Pendant plusieurs années, Laura Poitras a été surveillée et harcelée par les agences de sécurité américaines dont elle a aidé à exposer les activités de surveillance divulguées par le lanceur d'alerte Edward Snowden.
« Mon ‘niveau de menace’ était le plus élevé attribué par le ministère de la Sécurité intérieure ».
Le travail de la journaliste d’investigation et cinéaste de documentaire Laura Poitras est intimement lié à deux des plus importantes affaires de surveillance et d’accès à l’information du XXIe siècle: la dénonciation des programmes du gouvernement américain de collecte illégale massive de données et Wikileaks.

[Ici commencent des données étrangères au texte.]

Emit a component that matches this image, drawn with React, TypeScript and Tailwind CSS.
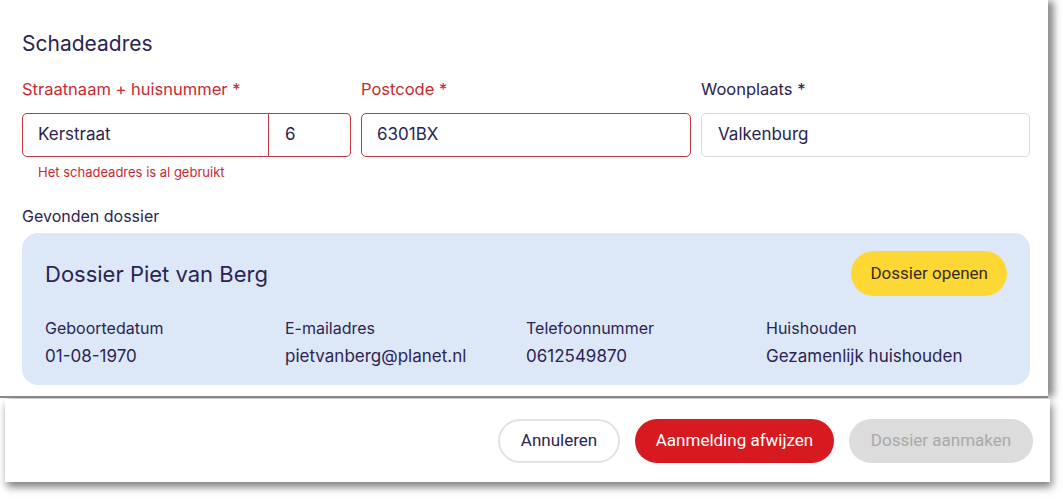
const fieldLabel = "text-[16.5px] leading-5"

const DetailColumn = ({ label, value }: { label: string; value: string }) => (
  <div className="flex flex-col gap-[6px]">
    <span className="text-[16px] leading-5">{label}</span>
    <span className="text-[17px] leading-6">{value}</span>
  </div>
)

const App = () => {
  return (
    <main
      className="relative h-[499px] w-[1063px] overflow-hidden bg-white text-[#2b2452]"
      style={{ fontFamily: "Inter, 'Noto Sans', sans-serif" }}>
      <section className="h-[398px] w-[1048px] border-b-2 border-[#8a8a8a] bg-white pl-[22px] pr-[18px] pt-[32px] shadow-[7px_0_7px_-1px_rgba(0,0,0,0.45)]">
        <h2 className="text-[21px] leading-6">Schadeadres</h2>

        <div className="mt-[23px] flex gap-[10px]">
          <div className="flex w-[329px] flex-col">
            <label className={`${fieldLabel} text-[#c62a32]`}>Straatnaam + huisnummer *</label>
            <div className="mt-[14px] flex h-[44px]">
              <div className="flex w-[247px] items-center rounded-l-[5px] border border-[#c0393f] px-[15px] text-[17px]">
                Kerstraat
              </div>
              <div className="flex flex-1 items-center rounded-r-[5px] border border-l-0 border-[#c0393f] px-[16px] text-[17px]">
                6
              </div>
            </div>
            <span className="mt-[7px] pl-[16px] text-[13px] leading-4 text-[#c62a32]">Het schadeadres is al gebruikt</span>
          </div>

          <div className="flex w-[330px] flex-col">
            <label className={`${fieldLabel} text-[#c62a32]`}>Postcode *</label>
            <div className="mt-[14px] flex h-[44px] items-center rounded-[5px] border border-[#c0393f] px-[15px] text-[17px]">
              6301BX
            </div>
          </div>

          <div className="flex w-[329px] flex-col">
            <label className={fieldLabel}>Woonplaats *</label>
            <div className="mt-[14px] flex h-[44px] items-center rounded-[5px] border border-[#d9d9d9] px-[16px] text-[17px]">
              Valkenburg
            </div>
          </div>
        </div>

        <p className="mt-[26px] text-[16px] leading-5">Gevonden dossier</p>

        <div className="mt-[7px] h-[152px] w-[1008px] rounded-[16px] bg-[#dce8f7] pl-[23px] pr-[23px] pt-[18px]">
          <div className="flex items-center justify-between">
            <h3 className="text-[22px] leading-7">Dossier Piet van Berg</h3>
            <button
              className="h-[45px] rounded-full bg-[#fdd835] px-[19px] text-[17px] text-[#3a2b22]"
              style={{ fontFamily: "Roboto, sans-serif" }}>
              Dossier openen
            </button>
          </div>
          <div className="mt-[22px] grid grid-cols-[240px_241px_240px_1fr]">
            <DetailColumn label="Geboortedatum" value="01-08-1970" />
            <DetailColumn label="E-mailadres" value="pietvanberg@planet.nl" />
            <DetailColumn label="Telefoonnummer" value="0612549870" />
            <DetailColumn label="Huishouden" value="Gezamenlijk huishouden" />
          </div>
        </div>
      </section>

      <footer className="ml-[5px] mt-[1px] flex h-[83px] w-[1045px] items-center justify-end gap-[15px] bg-white pr-[17px] shadow-[2px_5px_8px_rgba(0,0,0,0.5)]">
        <button
          className="h-[44px] w-[122px] rounded-full border-2 border-[#e2e2e2] text-[17px] text-[#2b2452]"
          style={{ fontFamily: "Roboto, sans-serif" }}>
          Annuleren
        </button>
        <button
          className="h-[44px] w-[199px] rounded-full bg-[#d71920] text-[17px] text-white"
          style={{ fontFamily: "Roboto, sans-serif" }}>
          Aanmelding afwijzen
        </button>
        <button
          className="h-[44px] w-[184px] rounded-full bg-[#dcdcdc] text-[17px] text-[#a9a9a9]"
          style={{ fontFamily: "Roboto, sans-serif" }}>
          Dossier aanmaken
        </button>
      </footer>
    </main>
  )
}

export default App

Poitras a reçu de nombreux prix pour son travail révélant des actes répréhensibles secrets du gouvernement, mais elle a également payé un prix personnel important. Quiconque décide, comme Poitras, d’éclairer les coins sombres des opérations de renseignement de l’État, se retrouve rapidement (et ceux qui lui sont proches) en situation de cibles des personnes et des pratiques qu’ils cherchent justement à dénoncer. La forme que prend ce ciblage a été éloquemment décrite dans un courriel crypté anonyme que Poitras a reçu en 2012:
« Tu as demandé pourquoi je t’ai choisie. Je ne t’ai pas choisie. Tu t’es choisie. La surveillance que vous avez expérimentée signifie que vous avez été ‘sélectionnée’ – un terme qui vous concernera davantage lorsque vous découvrez comment fonctionnent les systèmes SIGINT modernes. Pour l’instant, sachez que chaque frontière que vous traversez, chaque achat que vous faites, chaque appel que vous passez, l’ami que vous avez, l’article que vous écrivez, le site que vous visitez, le sujet que vous tapez et le paquet envoyez est entre les mains d’un système dont la portée est Illimitée mais qui n’a pas de garanties. Votre victimisation par le système de la NSA (Agence américaine de la sécurité nationale) signifie que vous êtes conscient de la menace que pose la police secrète sans restriction pour les démocraties. C’est une large histoire, mais vous pouvez le dire ».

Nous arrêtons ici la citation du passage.